## What the task requires
Reply with one number only, the count of lines holding the string "this".

-------- Input rows

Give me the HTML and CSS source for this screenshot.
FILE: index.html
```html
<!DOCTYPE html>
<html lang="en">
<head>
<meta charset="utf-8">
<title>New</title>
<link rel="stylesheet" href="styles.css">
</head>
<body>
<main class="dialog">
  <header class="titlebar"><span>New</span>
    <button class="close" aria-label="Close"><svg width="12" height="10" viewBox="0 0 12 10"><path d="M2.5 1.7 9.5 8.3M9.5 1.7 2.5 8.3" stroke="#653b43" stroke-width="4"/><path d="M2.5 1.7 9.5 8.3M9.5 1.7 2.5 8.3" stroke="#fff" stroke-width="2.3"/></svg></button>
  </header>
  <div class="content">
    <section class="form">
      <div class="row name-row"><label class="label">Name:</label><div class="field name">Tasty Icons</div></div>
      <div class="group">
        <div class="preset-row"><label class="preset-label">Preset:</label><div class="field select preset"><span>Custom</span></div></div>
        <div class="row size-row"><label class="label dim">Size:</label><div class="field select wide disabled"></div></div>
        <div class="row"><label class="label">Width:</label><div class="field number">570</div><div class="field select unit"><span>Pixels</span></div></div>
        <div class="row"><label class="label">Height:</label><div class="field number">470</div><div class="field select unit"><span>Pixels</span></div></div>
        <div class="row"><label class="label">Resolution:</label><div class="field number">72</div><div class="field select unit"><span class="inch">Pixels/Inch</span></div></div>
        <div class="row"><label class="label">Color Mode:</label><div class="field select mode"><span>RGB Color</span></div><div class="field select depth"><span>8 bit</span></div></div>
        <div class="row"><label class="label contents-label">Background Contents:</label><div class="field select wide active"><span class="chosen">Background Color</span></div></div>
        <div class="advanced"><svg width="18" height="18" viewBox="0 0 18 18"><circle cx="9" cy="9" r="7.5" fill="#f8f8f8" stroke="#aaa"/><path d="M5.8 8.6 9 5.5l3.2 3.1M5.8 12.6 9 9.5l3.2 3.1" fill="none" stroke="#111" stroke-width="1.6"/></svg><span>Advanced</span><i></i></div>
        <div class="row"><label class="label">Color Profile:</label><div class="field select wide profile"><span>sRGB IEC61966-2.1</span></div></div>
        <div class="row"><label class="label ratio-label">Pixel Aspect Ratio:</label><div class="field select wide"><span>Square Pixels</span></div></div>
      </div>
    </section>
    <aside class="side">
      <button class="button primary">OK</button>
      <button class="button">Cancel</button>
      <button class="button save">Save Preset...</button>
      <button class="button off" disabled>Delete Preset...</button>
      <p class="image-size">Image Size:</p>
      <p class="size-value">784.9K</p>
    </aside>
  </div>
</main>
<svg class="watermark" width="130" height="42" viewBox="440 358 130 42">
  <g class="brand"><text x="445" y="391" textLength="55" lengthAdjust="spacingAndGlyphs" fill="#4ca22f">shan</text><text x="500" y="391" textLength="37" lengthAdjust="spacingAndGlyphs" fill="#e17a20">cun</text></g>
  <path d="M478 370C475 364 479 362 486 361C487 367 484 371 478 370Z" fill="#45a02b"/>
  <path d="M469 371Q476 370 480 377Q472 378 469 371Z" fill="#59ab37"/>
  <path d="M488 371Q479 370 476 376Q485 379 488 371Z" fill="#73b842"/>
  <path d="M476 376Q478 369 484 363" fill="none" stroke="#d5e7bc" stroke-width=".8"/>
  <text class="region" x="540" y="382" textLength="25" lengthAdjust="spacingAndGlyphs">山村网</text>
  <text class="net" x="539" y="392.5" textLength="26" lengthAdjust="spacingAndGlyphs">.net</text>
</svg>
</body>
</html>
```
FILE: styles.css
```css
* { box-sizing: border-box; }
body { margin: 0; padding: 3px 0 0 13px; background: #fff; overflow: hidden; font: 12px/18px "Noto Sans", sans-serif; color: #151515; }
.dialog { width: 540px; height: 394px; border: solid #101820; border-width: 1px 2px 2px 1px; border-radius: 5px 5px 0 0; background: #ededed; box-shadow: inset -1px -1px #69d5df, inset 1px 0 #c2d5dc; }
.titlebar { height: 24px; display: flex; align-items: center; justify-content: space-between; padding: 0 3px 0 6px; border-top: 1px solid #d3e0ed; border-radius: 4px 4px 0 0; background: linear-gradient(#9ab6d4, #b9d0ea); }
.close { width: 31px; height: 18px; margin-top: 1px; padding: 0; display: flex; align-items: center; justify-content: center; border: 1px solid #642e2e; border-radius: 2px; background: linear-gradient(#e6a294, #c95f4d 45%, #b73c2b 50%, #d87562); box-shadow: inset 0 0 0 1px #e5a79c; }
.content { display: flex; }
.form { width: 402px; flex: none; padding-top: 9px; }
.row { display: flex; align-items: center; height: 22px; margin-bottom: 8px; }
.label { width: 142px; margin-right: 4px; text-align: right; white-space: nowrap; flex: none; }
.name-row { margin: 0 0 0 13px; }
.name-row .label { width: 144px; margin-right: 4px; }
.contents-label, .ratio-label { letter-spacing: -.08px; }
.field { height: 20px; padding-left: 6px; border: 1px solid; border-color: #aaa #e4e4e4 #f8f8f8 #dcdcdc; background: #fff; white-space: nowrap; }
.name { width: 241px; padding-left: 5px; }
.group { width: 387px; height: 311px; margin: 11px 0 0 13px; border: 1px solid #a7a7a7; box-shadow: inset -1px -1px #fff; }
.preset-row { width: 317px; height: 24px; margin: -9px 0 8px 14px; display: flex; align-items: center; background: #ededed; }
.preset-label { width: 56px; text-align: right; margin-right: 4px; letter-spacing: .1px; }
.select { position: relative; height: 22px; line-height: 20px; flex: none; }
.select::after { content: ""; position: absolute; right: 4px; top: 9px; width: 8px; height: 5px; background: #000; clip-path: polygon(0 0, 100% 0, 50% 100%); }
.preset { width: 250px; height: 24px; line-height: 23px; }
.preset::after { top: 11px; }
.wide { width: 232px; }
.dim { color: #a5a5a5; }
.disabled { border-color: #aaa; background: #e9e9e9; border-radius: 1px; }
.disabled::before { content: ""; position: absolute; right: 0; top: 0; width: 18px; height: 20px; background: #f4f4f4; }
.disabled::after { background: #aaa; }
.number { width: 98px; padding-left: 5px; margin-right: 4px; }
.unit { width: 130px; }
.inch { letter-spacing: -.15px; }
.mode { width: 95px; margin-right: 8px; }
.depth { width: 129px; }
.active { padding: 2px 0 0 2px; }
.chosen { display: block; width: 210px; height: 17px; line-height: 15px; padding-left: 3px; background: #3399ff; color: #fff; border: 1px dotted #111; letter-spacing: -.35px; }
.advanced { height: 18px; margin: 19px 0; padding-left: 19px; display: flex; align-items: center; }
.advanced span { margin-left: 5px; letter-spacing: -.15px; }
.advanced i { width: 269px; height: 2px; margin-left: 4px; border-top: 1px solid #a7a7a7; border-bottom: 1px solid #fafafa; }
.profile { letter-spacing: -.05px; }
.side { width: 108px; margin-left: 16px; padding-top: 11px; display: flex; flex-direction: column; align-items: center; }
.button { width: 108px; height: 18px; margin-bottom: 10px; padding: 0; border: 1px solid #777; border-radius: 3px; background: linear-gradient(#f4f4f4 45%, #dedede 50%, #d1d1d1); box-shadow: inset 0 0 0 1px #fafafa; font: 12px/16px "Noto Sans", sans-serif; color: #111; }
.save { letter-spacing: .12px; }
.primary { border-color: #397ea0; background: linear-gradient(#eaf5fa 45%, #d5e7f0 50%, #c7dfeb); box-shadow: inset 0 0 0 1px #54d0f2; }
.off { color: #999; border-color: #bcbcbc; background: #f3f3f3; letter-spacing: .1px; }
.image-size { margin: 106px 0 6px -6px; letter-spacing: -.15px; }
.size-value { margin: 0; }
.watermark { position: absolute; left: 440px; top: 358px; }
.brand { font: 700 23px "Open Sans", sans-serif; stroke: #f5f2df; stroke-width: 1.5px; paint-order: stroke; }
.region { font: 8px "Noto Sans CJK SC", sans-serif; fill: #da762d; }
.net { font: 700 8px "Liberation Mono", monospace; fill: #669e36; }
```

----------------
-------- Input rows

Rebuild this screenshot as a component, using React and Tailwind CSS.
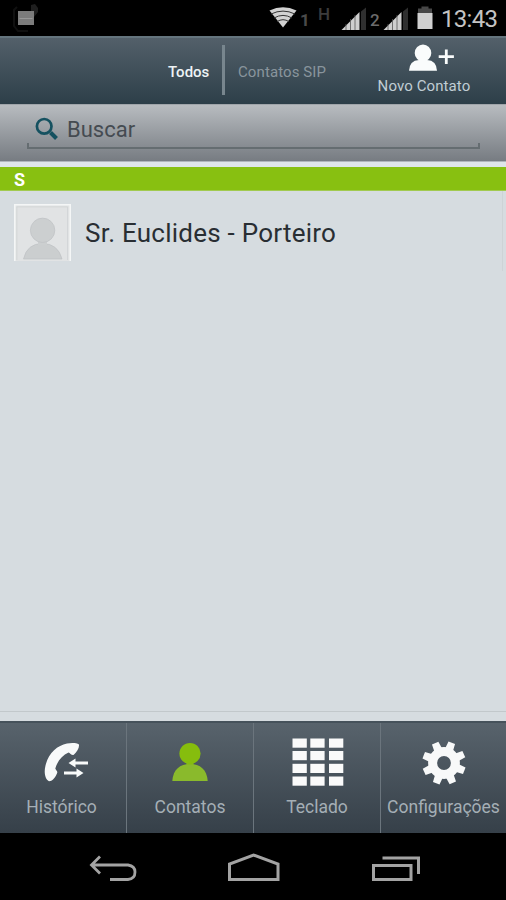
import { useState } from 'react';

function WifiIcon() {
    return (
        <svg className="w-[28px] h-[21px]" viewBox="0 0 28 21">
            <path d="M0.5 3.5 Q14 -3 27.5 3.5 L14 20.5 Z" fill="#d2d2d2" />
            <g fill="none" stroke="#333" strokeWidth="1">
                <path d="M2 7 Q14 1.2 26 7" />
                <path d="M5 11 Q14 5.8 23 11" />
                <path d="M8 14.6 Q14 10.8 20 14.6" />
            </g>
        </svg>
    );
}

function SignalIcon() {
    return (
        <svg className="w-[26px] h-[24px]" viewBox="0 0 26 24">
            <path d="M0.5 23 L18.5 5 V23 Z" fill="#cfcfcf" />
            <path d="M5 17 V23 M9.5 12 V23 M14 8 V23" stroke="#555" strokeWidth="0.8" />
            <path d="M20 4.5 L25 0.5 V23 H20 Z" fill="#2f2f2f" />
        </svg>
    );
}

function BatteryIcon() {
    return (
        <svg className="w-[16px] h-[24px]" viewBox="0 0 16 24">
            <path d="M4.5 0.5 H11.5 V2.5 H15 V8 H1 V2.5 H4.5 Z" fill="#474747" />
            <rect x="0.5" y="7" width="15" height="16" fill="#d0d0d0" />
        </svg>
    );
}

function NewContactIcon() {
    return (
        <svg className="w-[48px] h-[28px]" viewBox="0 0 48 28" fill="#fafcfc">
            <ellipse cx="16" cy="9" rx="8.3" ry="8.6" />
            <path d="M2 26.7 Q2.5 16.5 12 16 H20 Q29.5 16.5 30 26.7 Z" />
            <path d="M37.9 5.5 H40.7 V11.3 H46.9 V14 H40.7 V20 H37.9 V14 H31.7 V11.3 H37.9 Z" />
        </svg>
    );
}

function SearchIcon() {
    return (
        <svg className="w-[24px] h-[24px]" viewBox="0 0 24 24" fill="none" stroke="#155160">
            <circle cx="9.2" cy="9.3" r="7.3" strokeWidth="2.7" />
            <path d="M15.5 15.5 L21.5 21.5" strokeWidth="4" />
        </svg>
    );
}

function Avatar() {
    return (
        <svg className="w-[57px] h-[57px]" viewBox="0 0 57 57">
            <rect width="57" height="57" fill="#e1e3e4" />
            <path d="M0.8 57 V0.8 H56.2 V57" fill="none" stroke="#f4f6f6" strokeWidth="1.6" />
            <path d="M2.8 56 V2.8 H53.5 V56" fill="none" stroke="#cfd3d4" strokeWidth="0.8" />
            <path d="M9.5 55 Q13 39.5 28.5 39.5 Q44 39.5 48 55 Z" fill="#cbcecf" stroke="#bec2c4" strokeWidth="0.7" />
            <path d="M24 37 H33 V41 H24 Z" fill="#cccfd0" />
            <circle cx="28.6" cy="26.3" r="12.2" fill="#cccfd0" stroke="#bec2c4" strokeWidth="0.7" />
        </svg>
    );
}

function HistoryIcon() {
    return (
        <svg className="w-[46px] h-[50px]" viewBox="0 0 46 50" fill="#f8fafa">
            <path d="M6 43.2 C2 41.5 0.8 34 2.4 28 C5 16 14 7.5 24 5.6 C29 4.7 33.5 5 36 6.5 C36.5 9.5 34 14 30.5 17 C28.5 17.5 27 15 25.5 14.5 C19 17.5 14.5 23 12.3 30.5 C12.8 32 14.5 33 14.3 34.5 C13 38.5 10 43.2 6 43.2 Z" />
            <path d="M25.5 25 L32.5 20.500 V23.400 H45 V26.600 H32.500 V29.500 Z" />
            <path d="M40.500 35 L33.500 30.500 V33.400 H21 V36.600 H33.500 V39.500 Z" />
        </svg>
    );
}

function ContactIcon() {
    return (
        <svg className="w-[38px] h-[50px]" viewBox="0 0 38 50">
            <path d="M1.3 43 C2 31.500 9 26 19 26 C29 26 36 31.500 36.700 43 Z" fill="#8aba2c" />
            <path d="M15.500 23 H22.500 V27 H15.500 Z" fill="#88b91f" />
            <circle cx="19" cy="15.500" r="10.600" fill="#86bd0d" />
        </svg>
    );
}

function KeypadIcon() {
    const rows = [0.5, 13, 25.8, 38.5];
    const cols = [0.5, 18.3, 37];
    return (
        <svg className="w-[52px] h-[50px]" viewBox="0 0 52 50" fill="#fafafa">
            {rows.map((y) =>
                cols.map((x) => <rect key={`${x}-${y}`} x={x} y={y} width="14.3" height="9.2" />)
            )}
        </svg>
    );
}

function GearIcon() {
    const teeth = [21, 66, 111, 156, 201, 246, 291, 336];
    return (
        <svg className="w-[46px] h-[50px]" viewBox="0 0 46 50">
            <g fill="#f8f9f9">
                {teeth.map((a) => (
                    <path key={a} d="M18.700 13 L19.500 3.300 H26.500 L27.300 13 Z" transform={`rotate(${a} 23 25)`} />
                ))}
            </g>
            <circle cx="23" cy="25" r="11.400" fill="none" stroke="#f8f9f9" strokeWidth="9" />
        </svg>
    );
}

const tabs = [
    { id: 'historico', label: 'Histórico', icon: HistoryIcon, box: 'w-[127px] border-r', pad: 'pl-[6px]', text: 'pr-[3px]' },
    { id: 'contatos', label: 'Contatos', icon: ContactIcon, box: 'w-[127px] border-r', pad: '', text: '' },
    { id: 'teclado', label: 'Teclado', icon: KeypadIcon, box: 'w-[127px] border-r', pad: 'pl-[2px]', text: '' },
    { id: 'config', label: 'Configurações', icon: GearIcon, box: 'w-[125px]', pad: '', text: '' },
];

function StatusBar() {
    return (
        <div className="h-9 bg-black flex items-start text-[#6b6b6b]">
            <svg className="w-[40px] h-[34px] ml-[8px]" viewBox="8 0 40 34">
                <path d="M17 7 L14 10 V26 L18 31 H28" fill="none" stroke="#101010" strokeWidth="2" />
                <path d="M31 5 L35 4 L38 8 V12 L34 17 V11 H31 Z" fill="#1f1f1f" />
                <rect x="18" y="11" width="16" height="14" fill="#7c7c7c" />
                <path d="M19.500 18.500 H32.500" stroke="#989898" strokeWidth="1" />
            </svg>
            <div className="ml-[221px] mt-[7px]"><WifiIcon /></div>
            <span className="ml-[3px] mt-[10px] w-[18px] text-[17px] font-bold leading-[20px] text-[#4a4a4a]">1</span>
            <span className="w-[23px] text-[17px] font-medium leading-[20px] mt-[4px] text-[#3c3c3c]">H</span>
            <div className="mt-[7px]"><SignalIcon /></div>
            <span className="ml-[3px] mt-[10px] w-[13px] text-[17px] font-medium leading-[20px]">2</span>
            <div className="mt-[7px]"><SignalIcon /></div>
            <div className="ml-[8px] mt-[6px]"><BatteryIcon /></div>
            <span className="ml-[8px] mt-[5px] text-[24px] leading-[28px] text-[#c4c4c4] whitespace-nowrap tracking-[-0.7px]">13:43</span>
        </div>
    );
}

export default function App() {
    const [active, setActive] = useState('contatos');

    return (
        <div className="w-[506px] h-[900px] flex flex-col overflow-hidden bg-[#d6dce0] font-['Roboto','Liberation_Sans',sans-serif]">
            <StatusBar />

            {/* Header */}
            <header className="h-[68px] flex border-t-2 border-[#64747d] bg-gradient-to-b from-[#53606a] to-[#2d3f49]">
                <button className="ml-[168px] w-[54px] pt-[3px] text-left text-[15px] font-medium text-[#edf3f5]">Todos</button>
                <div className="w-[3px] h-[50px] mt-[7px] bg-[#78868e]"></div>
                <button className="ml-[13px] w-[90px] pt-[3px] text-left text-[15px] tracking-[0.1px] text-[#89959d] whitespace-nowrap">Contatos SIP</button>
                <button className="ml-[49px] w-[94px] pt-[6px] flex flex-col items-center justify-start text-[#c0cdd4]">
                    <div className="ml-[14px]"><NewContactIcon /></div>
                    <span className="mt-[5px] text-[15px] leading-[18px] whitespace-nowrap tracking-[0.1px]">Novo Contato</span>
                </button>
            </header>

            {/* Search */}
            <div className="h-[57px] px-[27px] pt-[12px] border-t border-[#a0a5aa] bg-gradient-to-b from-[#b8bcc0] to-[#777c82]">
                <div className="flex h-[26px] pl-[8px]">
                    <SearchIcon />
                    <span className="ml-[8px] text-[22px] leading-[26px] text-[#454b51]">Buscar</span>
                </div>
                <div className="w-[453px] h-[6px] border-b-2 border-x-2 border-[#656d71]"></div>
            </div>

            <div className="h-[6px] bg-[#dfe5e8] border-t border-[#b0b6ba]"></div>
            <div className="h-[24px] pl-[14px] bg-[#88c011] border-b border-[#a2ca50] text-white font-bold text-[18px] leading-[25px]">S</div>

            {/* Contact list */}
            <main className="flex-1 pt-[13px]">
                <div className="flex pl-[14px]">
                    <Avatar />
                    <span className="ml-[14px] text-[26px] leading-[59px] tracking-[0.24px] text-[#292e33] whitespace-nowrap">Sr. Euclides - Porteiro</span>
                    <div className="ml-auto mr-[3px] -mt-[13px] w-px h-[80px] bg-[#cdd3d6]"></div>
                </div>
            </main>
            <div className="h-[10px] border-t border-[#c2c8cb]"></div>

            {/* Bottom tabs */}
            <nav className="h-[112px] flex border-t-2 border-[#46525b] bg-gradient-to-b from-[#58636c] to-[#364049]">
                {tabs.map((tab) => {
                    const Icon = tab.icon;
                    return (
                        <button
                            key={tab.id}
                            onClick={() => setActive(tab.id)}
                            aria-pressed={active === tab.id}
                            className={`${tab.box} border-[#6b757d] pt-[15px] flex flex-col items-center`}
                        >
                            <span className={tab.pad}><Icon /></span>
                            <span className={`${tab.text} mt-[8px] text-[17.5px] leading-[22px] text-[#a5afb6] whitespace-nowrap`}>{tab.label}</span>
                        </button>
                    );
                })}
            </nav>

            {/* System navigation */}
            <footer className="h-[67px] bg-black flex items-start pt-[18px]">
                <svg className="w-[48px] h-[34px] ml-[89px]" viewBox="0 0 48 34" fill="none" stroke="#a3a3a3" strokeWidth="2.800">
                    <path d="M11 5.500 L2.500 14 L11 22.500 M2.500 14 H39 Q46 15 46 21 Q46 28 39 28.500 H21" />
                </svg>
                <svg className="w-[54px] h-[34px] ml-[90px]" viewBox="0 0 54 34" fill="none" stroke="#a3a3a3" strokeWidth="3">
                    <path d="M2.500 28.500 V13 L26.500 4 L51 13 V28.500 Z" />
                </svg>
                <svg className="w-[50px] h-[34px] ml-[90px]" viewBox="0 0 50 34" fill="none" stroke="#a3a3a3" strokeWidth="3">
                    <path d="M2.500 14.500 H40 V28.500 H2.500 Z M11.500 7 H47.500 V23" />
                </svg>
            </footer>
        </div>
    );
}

----------------

## Completed exercise
2